Repeat, exactly and only, the lines from the beginning of the data through the line with "<note-app></note-app>". Pictures are left out.

[start of Supplied information]

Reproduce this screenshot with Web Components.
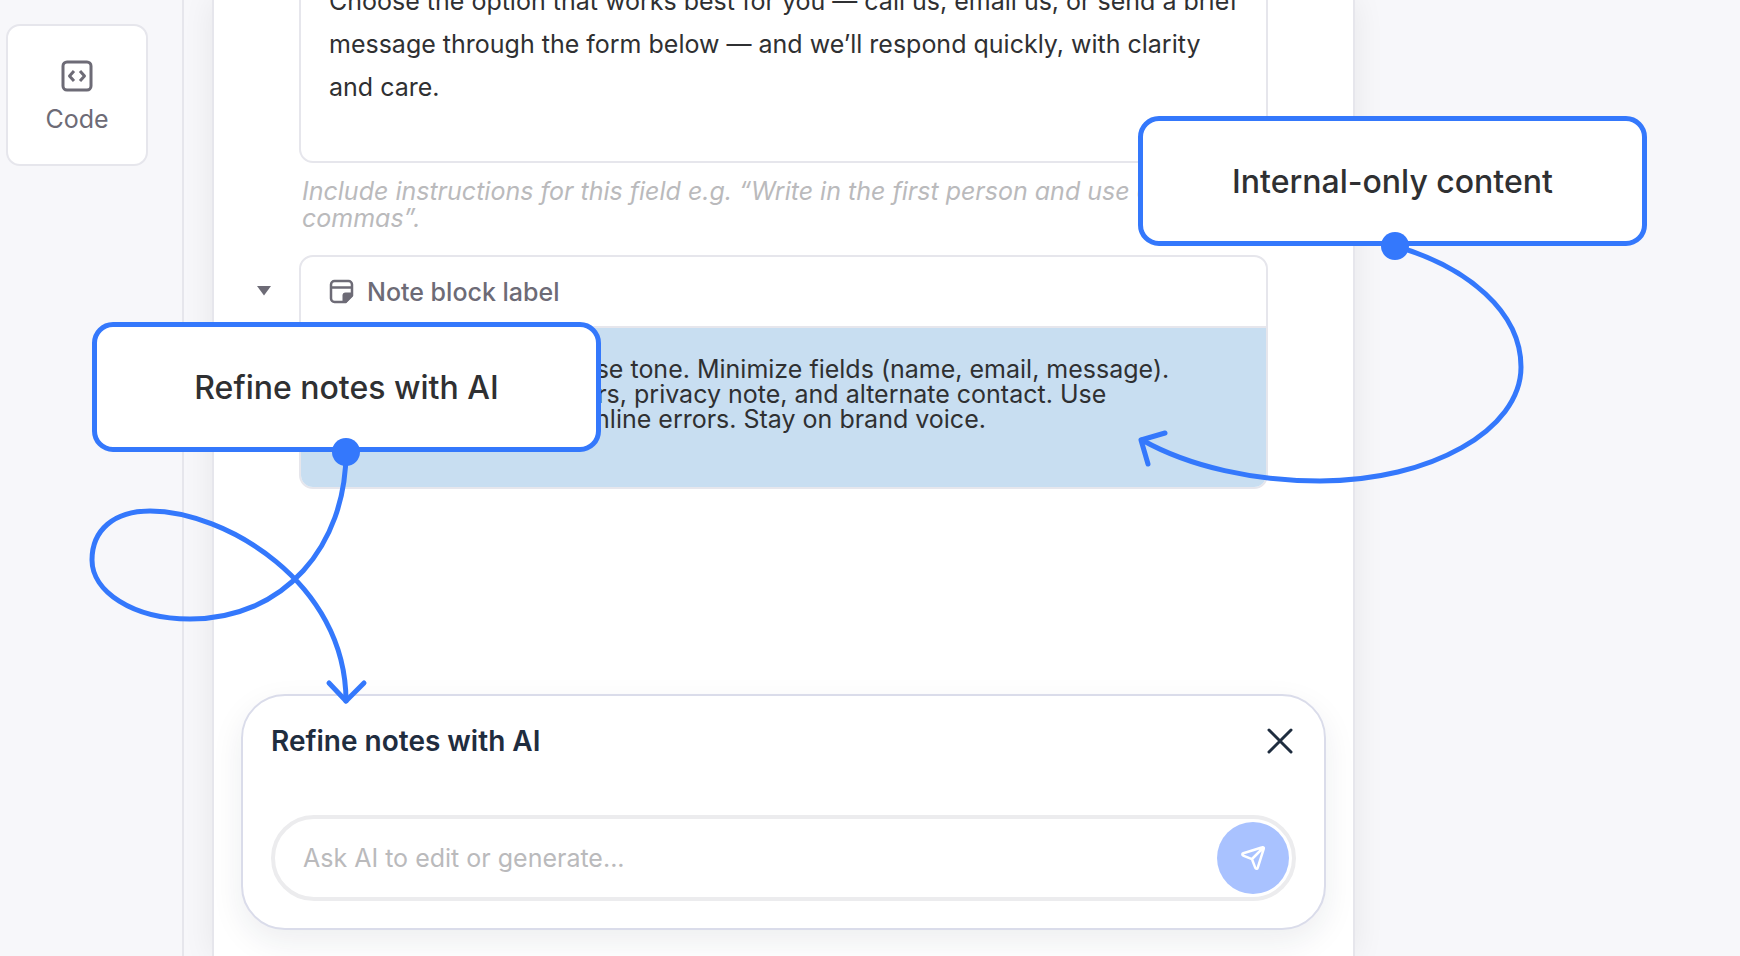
<!DOCTYPE html>
<html lang="en">
<head>
<meta charset="utf-8">
<meta name="viewport" content="width=device-width, initial-scale=1">
<title>Note editor</title>
<style>
:root {
  --blue: #3478fc;
  --ink: #2f3032;
  --muted: #6d6b76;
  --faint: #bababc;
  --line: #e6e6ec;
  --text: 25px;
}
body {
  margin: 0;
  overflow: hidden;
  background: #f7f7fa;
  font-family: Inter, "Liberation Sans", sans-serif;
  font-size: var(--text);
  font-optical-sizing: none;
  color: var(--ink);
}
</style>
</head>
<body>
<note-app></note-app>

<script>
// note editor: block rail, document sheet, AI prompt and the tour callouts

function define(name, html, setup) {
  const template = document.createElement('template');
  template.innerHTML = html;
  customElements.define(name, class extends HTMLElement {
    constructor() {
      super();
      this.attachShadow({ mode: 'open' });
      this.shadowRoot.appendChild(template.content.cloneNode(true));
    }
    connectedCallback() {
      if (setup) setup(this, this.shadowRoot);
    }
  });
}

// ── Block tile in the left rail ─────────────────────────────────────────────
define('block-tile', `
<style>
:host { display: block; }
button {
  display: flex;
  flex-direction: column;
  align-items: center;
  justify-content: center;
  gap: 12px;
  width: 100%;
  aspect-ratio: 1;
  padding: 3px 0 0;
  border: 2px solid var(--line);
  border-radius: 14px;
  background: #fff;
  color: var(--muted);
  font: inherit;
  line-height: 30px;
}
svg { display: block; width: 32px; height: 32px; }
</style>
<button type="button">
  <svg viewBox="0 0 32 32" fill="none" stroke="currentColor" stroke-width="3" stroke-linecap="round" stroke-linejoin="round">
    <rect x="2" y="2" width="28" height="28" rx="4"/>
    <path d="M13 11 8.500 16l4.500 5M19 11l4.500 5-4.500 5" stroke-linecap="butt"/>
  </svg>
  <slot></slot>
</button>
`);

define('block-rail', `
<style>
:host {
  display: block;
  box-sizing: border-box;
  flex: 0 0 184px;
  padding: 24px 34px 24px 6px;
  border-right: 2px solid var(--line);
  background: #f7f7fa;
  z-index: 1;
}
</style>
<slot></slot>
`);

// ── Text field with its instructions line ───────────────────────────────────
define('text-field', `
<style>
:host { display: block; }
textarea {
  display: block;
  box-sizing: border-box;
  width: 100%;
  margin: 0;
  border: 0;
  resize: none;
  overflow: hidden;
  background: none;
  color: inherit;
  font: inherit;
}
.value {
  height: 216px;
  padding: 31px 20px 52px 28px;
  border: 2px solid var(--line);
  border-radius: 14px;
  line-height: 43px;
}
.hint {
  height: 54px;
  margin-top: 15px;
  padding: 0 3px;
  font-style: italic;
  line-height: 27px;
}
.hint::placeholder { color: var(--faint); opacity: 1; }
</style>
<textarea class="value" aria-label="Message"></textarea>
<textarea class="hint" aria-label="Field instructions"></textarea>
`, (host, root) => {
  root.querySelector('.value').value = host.getAttribute('value');
  root.querySelector('.hint').placeholder = host.getAttribute('hint');
});

// ── Collapsible note block ──────────────────────────────────────────────────
define('note-block', `
<style>
:host { display: flex; }
.toggle {
  flex: none;
  width: 85px;
  height: 60px;
  margin-left: -85px;
  padding: 11px 0 0 42px;
  border: 0;
  background: none;
  color: var(--muted);
}
.toggle svg { display: block; width: 16px; height: 10px; }
.card {
  flex: 1;
  overflow: hidden;
  border: 2px solid var(--line);
  border-radius: 14px;
  background: #fff;
}
header {
  display: flex;
  align-items: center;
  gap: 13px;
  height: 69px;
  padding: 0 28px;
  border-bottom: 2px solid var(--line);
  color: var(--muted);
  font-weight: 500;
  line-height: 30px;
}
header svg { display: block; width: 25px; height: 25px; }
.body {
  padding: 29px 28px 55px;
  background: #c8def1;
  line-height: 25px;
  white-space: nowrap;
}
</style>
<button class="toggle" type="button" aria-label="Collapse block">
  <svg viewBox="0 0 16 10"><path d="M1 0h14L8 9.500Z" fill="currentColor"/></svg>
</button>
<section class="card">
  <header>
    <svg viewBox="0 0 25 25" fill="none" stroke="currentColor" stroke-width="2.500" stroke-linejoin="round">
      <path d="M5.500 2h14A3.500 3.500 0 0 1 23 5.500v11L16.500 23h-11A3.500 3.500 0 0 1 2 19.500v-14A3.500 3.500 0 0 1 5.500 2ZM2 8.500h21"/>
      <path d="M13.500 24v-7.500a3 3 0 0 1 3-3H24v3L17 24Z" fill="currentColor" stroke="none"/>
    </svg>
    <slot name="label"></slot>
  </header>
  <div class="body"><slot></slot></div>
</section>
`);

// ── AI prompt docked at the foot of the sheet ───────────────────────────────
define('ai-prompt', `
<style>
:host {
  display: flex;
  flex-direction: column;
  gap: 55px;
  padding: 26px 28px 27px;
  border: 2px solid #dadcea;
  border-radius: 44px;
  background: #fff;
  box-shadow: 0 12px 32px rgba(30, 34, 60, .08);
}
header {
  display: flex;
  align-items: center;
  justify-content: space-between;
  height: 38px;
  color: #1f2d3f;
}
h2 { margin: 0; font-size: 28px; font-weight: 600; line-height: 32px; }
button { border: 0; padding: 0; background: none; color: inherit; }
.close { margin-right: 2px; }
.close svg { display: block; width: 28px; height: 28px; }
form {
  display: flex;
  align-items: center;
  height: 78px;
  padding: 0 3px 0 28px;
  border: 4px solid #ececee;
  border-radius: 43px;
}
input {
  flex: 1;
  min-width: 0;
  padding: 0;
  border: 0;
  outline: 0;
  background: none;
  font: inherit;
  color: inherit;
}
input::placeholder { color: var(--faint); opacity: 1; }
.send {
  display: grid;
  place-items: center;
  width: 72px;
  height: 72px;
  border-radius: 50%;
  background: #a9c2ff;
  color: #fff;
}
.send svg { display: block; width: 26px; height: 26px; }
</style>
<header>
  <h2><slot></slot></h2>
  <button class="close" type="button" aria-label="Close">
    <svg viewBox="0 0 28 28" fill="none" stroke="currentColor" stroke-width="3" stroke-linecap="round">
      <path d="M3 3l22 22M25 3 3 25"/>
    </svg>
  </button>
</header>
<form>
  <input type="text" aria-label="Ask AI" placeholder="Ask AI to edit or generate...">
  <button class="send" type="button" aria-label="Send">
    <svg viewBox="0 0 26 26" fill="none" stroke="currentColor" stroke-width="2.500" stroke-linecap="round" stroke-linejoin="round">
      <path d="M22.500 2.300 3.300 8.200c-1.300.4-1.300 1.900-.1 2.400l8.800 3.600 3.300 8.700c.5 1.300 2 1.200 2.400-.1L23.800 3.700c.3-.9-.4-1.700-1.300-1.400ZM12 14 23 3"/>
    </svg>
  </button>
</form>
`);

define('doc-sheet', `
<style>
:host {
  display: flex;
  flex-direction: column;
  flex: 1;
  min-width: 0;
  margin: 0 385px 0 28px;
  border: solid var(--line);
  border-width: 0 2px;
  background: #fff;
  box-shadow: 0 0 30px rgba(0, 0, 0, .07);
}
.blocks {
  display: flex;
  flex-direction: column;
  gap: 23px;
  margin-top: -53px;
  padding: 0 85px;
}
.dock { margin-top: auto; padding: 27px 27px 26px; }
</style>
<div class="blocks"><slot></slot></div>
<div class="dock"><slot name="dock"></slot></div>
`);

// ── Tour callouts: boxes and arrows laid over the page ──────────────────────
define('tour-callout', `
<style>
:host {
  position: absolute;
  display: grid;
  place-items: center;
  box-sizing: border-box;
  width: 509px;
  height: 130px;
  border: 5px solid var(--blue);
  border-radius: 21px;
  background: #fff;
  font-size: 32px;
  font-weight: 500;
}
</style>
<slot></slot>
`);

define('tour-layer', `
<style>
:host { position: absolute; inset: 0; z-index: 2; pointer-events: none; }
svg { position: absolute; left: 0; top: 0; width: 1740px; height: 956px; }
::slotted(.refine) { left: 92px; top: 322px; }
::slotted(.internal) { left: 1138px; top: 116px; }
</style>
<slot></slot>
<svg viewBox="0 0 1740 956" fill="none" stroke="var(--blue)" stroke-width="5" stroke-linecap="round" stroke-linejoin="round">
  <path d="M346 452C346 546 284 619 190 619C132 619 92 591 92 560C92 530 114 511 150 511C224 511 346 582 346 701"/>
  <path d="M329 683 346 701 364 683"/>
  <path d="M1395 246C1468 267 1521 312 1521 367C1521 430 1430 481 1320 481C1255 481 1190 467 1142 440"/>
  <path d="M1165 433 1141 440 1148 464"/>
  <g fill="var(--blue)" stroke="none">
    <circle cx="346" cy="452" r="14"/>
    <circle cx="1395" cy="246" r="14"/>
  </g>
</svg>
`);

define('note-app', `
<style>
:host { position: relative; display: flex; height: 100vh; overflow: hidden; }
</style>
<block-rail><block-tile>Code</block-tile></block-rail>
<doc-sheet>
  <text-field
    value="Choose the option that works best for you — call us, email us, or send a brief message through the form below — and we’ll respond quickly, with clarity and care."
    hint="Include instructions for this field e.g. “Write in the first person and use oxford commas”."></text-field>
  <note-block>
    <span slot="label">Note block label</span>
    Adopt a friendly, concise tone. Minimize fields (name, email, message).<br>
    Mention our office hours, privacy note, and alternate contact. Use<br>
    accessible labels and inline errors. Stay on brand voice.
  </note-block>
  <ai-prompt slot="dock">Refine notes with AI</ai-prompt>
</doc-sheet>
<tour-layer>
  <tour-callout class="refine">Refine notes with AI</tour-callout>
  <tour-callout class="internal">Internal-only content</tour-callout>
</tour-layer>
`);
</script>
</body>
</html>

[end of Supplied information]

◆ **Task answer**
Reproduce this screenshot with Web Components.
<!DOCTYPE html>
<html lang="en">
<head>
<meta charset="utf-8">
<meta name="viewport" content="width=device-width, initial-scale=1">
<title>Note editor</title>
<style>
:root {
  --blue: #3478fc;
  --ink: #2f3032;
  --muted: #6d6b76;
  --faint: #bababc;
  --line: #e6e6ec;
  --text: 25px;
}
body {
  margin: 0;
  overflow: hidden;
  background: #f7f7fa;
  font-family: Inter, "Liberation Sans", sans-serif;
  font-size: var(--text);
  font-optical-sizing: none;
  color: var(--ink);
}
</style>
</head>
<body>
<note-app></note-app>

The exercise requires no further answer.